> **Problem to work on**: Find each line holding "index" and copy it out.

> **Data**:
* * * * * * *
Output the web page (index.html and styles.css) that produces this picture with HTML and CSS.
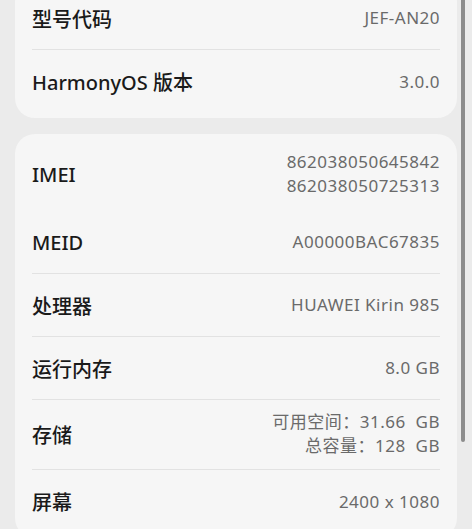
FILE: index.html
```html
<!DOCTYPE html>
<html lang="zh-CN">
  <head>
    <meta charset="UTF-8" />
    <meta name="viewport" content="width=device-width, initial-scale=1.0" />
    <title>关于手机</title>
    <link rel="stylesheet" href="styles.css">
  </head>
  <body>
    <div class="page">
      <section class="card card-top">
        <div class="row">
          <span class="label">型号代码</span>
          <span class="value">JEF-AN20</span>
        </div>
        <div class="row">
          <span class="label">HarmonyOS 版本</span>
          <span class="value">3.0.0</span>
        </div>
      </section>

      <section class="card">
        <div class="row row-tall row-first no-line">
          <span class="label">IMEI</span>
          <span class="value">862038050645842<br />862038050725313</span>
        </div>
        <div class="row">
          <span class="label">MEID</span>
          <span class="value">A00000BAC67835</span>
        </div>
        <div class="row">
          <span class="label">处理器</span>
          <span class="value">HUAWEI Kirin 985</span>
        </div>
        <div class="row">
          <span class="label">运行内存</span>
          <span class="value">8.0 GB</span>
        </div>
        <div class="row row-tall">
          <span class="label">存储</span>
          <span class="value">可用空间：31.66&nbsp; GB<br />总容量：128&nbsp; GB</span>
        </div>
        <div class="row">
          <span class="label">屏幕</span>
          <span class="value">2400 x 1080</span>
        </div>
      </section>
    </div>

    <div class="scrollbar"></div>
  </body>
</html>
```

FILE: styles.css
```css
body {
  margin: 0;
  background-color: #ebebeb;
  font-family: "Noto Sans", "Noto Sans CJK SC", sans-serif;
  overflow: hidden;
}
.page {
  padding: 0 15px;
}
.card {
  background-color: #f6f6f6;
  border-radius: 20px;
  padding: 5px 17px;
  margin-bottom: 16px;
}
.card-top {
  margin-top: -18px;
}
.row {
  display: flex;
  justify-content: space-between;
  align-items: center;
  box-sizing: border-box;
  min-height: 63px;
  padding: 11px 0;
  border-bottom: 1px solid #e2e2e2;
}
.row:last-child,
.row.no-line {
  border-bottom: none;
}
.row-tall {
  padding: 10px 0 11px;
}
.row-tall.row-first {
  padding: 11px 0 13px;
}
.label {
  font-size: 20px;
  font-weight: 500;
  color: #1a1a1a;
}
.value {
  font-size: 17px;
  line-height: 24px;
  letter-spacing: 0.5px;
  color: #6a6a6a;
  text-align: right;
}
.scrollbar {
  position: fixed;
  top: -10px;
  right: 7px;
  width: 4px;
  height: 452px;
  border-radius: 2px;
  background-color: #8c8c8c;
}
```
* * * * * * *
> **Full output**:
Output the web page (index.html and styles.css) that produces this picture with HTML and CSS.
FILE: index.html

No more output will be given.